## Task to complete
Without the pictures, repeat the listing character for character.

** start **

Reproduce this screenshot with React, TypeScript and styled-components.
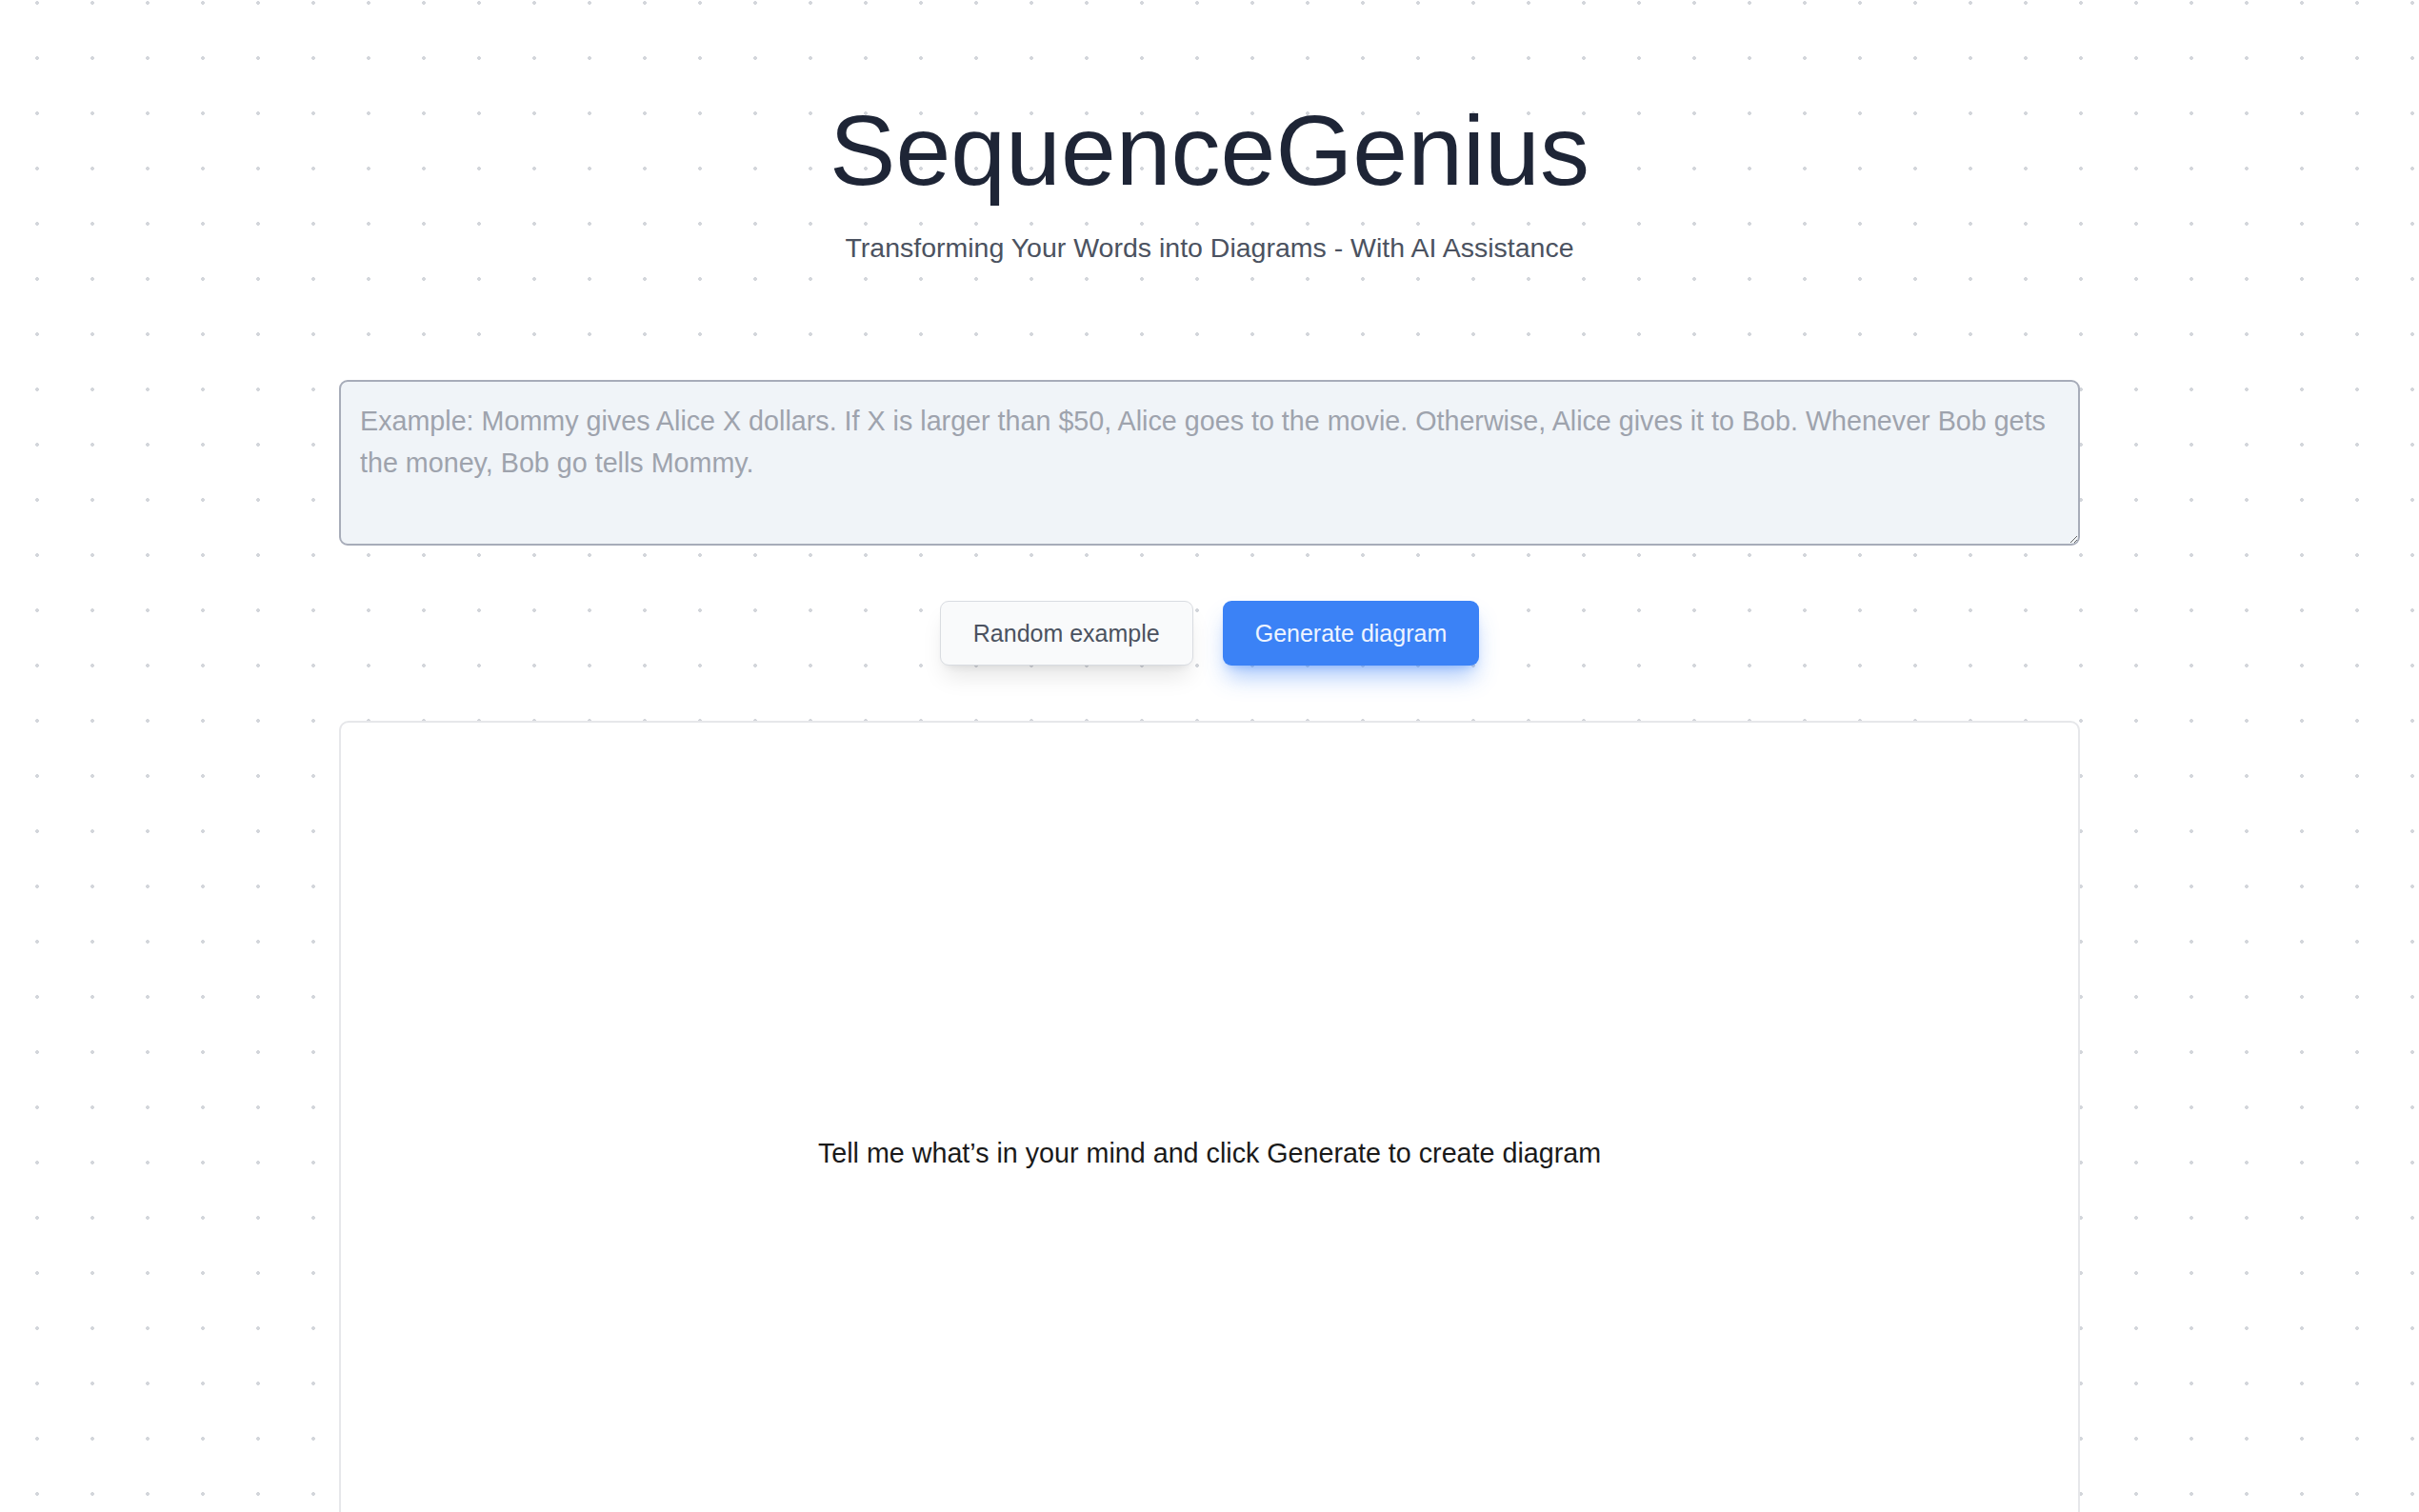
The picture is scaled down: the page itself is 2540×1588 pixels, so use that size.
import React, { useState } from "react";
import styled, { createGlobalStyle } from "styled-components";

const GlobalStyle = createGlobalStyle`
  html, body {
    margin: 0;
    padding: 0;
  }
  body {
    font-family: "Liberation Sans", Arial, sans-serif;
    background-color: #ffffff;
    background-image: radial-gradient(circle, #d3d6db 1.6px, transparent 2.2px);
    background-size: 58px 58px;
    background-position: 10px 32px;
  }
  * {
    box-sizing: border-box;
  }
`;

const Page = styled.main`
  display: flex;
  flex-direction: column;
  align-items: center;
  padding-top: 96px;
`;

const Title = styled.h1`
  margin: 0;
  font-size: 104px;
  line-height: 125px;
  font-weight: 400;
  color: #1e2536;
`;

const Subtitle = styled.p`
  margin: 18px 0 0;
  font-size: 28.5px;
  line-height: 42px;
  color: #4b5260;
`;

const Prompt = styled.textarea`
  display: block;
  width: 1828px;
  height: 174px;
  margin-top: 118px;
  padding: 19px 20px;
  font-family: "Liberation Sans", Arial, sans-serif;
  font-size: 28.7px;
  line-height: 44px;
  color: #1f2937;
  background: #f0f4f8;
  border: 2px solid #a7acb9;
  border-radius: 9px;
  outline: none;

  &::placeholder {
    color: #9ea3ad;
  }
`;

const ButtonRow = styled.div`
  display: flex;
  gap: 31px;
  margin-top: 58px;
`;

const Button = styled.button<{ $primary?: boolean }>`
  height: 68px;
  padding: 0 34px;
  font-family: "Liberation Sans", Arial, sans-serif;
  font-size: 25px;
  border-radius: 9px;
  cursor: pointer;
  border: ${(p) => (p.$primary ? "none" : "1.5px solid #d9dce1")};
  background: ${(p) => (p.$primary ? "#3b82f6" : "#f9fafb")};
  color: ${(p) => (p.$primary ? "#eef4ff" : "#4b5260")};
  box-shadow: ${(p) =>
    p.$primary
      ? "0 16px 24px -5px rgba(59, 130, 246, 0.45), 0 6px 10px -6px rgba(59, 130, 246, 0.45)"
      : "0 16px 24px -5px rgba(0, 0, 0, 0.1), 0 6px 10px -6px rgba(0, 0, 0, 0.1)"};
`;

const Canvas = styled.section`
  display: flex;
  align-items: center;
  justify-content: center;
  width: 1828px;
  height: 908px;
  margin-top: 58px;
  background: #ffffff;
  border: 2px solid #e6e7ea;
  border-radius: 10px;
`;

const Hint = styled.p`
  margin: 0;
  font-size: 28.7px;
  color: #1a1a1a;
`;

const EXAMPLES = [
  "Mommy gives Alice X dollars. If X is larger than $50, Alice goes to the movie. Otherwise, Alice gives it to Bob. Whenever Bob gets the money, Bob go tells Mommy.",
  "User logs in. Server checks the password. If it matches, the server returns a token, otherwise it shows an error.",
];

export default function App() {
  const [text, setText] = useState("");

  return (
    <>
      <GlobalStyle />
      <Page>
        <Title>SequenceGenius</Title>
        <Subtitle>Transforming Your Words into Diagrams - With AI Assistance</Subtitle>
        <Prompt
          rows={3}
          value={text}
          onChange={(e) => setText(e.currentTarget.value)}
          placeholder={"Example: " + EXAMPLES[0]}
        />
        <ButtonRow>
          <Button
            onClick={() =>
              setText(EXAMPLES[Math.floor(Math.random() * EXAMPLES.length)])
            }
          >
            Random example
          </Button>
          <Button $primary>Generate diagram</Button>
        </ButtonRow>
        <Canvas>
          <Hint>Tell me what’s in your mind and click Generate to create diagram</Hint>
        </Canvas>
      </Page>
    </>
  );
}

** end **

## Result of the exercise
Reproduce this screenshot with React, TypeScript and styled-components.
The picture is scaled down: the page itself is 2540×1588 pixels, so use that size.
import React, { useState } from "react";
import styled, { createGlobalStyle } from "styled-components";

const GlobalStyle = createGlobalStyle`
  html, body {
    margin: 0;
    padding: 0;
  }
  body {
    font-family: "Liberation Sans", Arial, sans-serif;
    background-color: #ffffff;
    background-image: radial-gradient(circle, #d3d6db 1.6px, transparent 2.2px);
    background-size: 58px 58px;
    background-position: 10px 32px;
  }
  * {
    box-sizing: border-box;
  }
`;

const Page = styled.main`
  display: flex;
  flex-direction: column;
  align-items: center;
  padding-top: 96px;
`;

const Title = styled.h1`
  margin: 0;
  font-size: 104px;
  line-height: 125px;
  font-weight: 400;
  color: #1e2536;
`;

const Subtitle = styled.p`
  margin: 18px 0 0;
  font-size: 28.5px;
  line-height: 42px;
  color: #4b5260;
`;

const Prompt = styled.textarea`
  display: block;
  width: 1828px;
  height: 174px;
  margin-top: 118px;
  padding: 19px 20px;
  font-family: "Liberation Sans", Arial, sans-serif;
  font-size: 28.7px;
  line-height: 44px;
  color: #1f2937;
  background: #f0f4f8;
  border: 2px solid #a7acb9;
  border-radius: 9px;
  outline: none;

  &::placeholder {
    color: #9ea3ad;
  }
`;

const ButtonRow = styled.div`
  display: flex;
  gap: 31px;
  margin-top: 58px;
`;

const Button = styled.button<{ $primary?: boolean }>`
  height: 68px;
  padding: 0 34px;
  font-family: "Liberation Sans", Arial, sans-serif;
  font-size: 25px;
  border-radius: 9px;
  cursor: pointer;
  border: ${(p) => (p.$primary ? "none" : "1.5px solid #d9dce1")};
  background: ${(p) => (p.$primary ? "#3b82f6" : "#f9fafb")};
  color: ${(p) => (p.$primary ? "#eef4ff" : "#4b5260")};
  box-shadow: ${(p) =>
    p.$primary
      ? "0 16px 24px -5px rgba(59, 130, 246, 0.45), 0 6px 10px -6px rgba(59, 130, 246, 0.45)"
      : "0 16px 24px -5px rgba(0, 0, 0, 0.1), 0 6px 10px -6px rgba(0, 0, 0, 0.1)"};
`;

const Canvas = styled.section`
  display: flex;
  align-items: center;
  justify-content: center;
  width: 1828px;
  height: 908px;
  margin-top: 58px;
  background: #ffffff;
  border: 2px solid #e6e7ea;
  border-radius: 10px;
`;

const Hint = styled.p`
  margin: 0;
  font-size: 28.7px;
  color: #1a1a1a;
`;

const EXAMPLES = [
  "Mommy gives Alice X dollars. If X is larger than $50, Alice goes to the movie. Otherwise, Alice gives it to Bob. Whenever Bob gets the money, Bob go tells Mommy.",
  "User logs in. Server checks the password. If it matches, the server returns a token, otherwise it shows an error.",
];

export default function App() {
  const [text, setText] = useState("");

  return (
    <>
      <GlobalStyle />
      <Page>
        <Title>SequenceGenius</Title>
        <Subtitle>Transforming Your Words into Diagrams - With AI Assistance</Subtitle>
        <Prompt
          rows={3}
          value={text}
          onChange={(e) => setText(e.currentTarget.value)}
          placeholder={"Example: " + EXAMPLES[0]}
        />
        <ButtonRow>
          <Button
            onClick={() =>
              setText(EXAMPLES[Math.floor(Math.random() * EXAMPLES.length)])
            }
          >
            Random example
          </Button>
          <Button $primary>Generate diagram</Button>
        </ButtonRow>
        <Canvas>
          <Hint>Tell me what’s in your mind and click Generate to create diagram</Hint>
        </Canvas>
      </Page>
    </>
  );
}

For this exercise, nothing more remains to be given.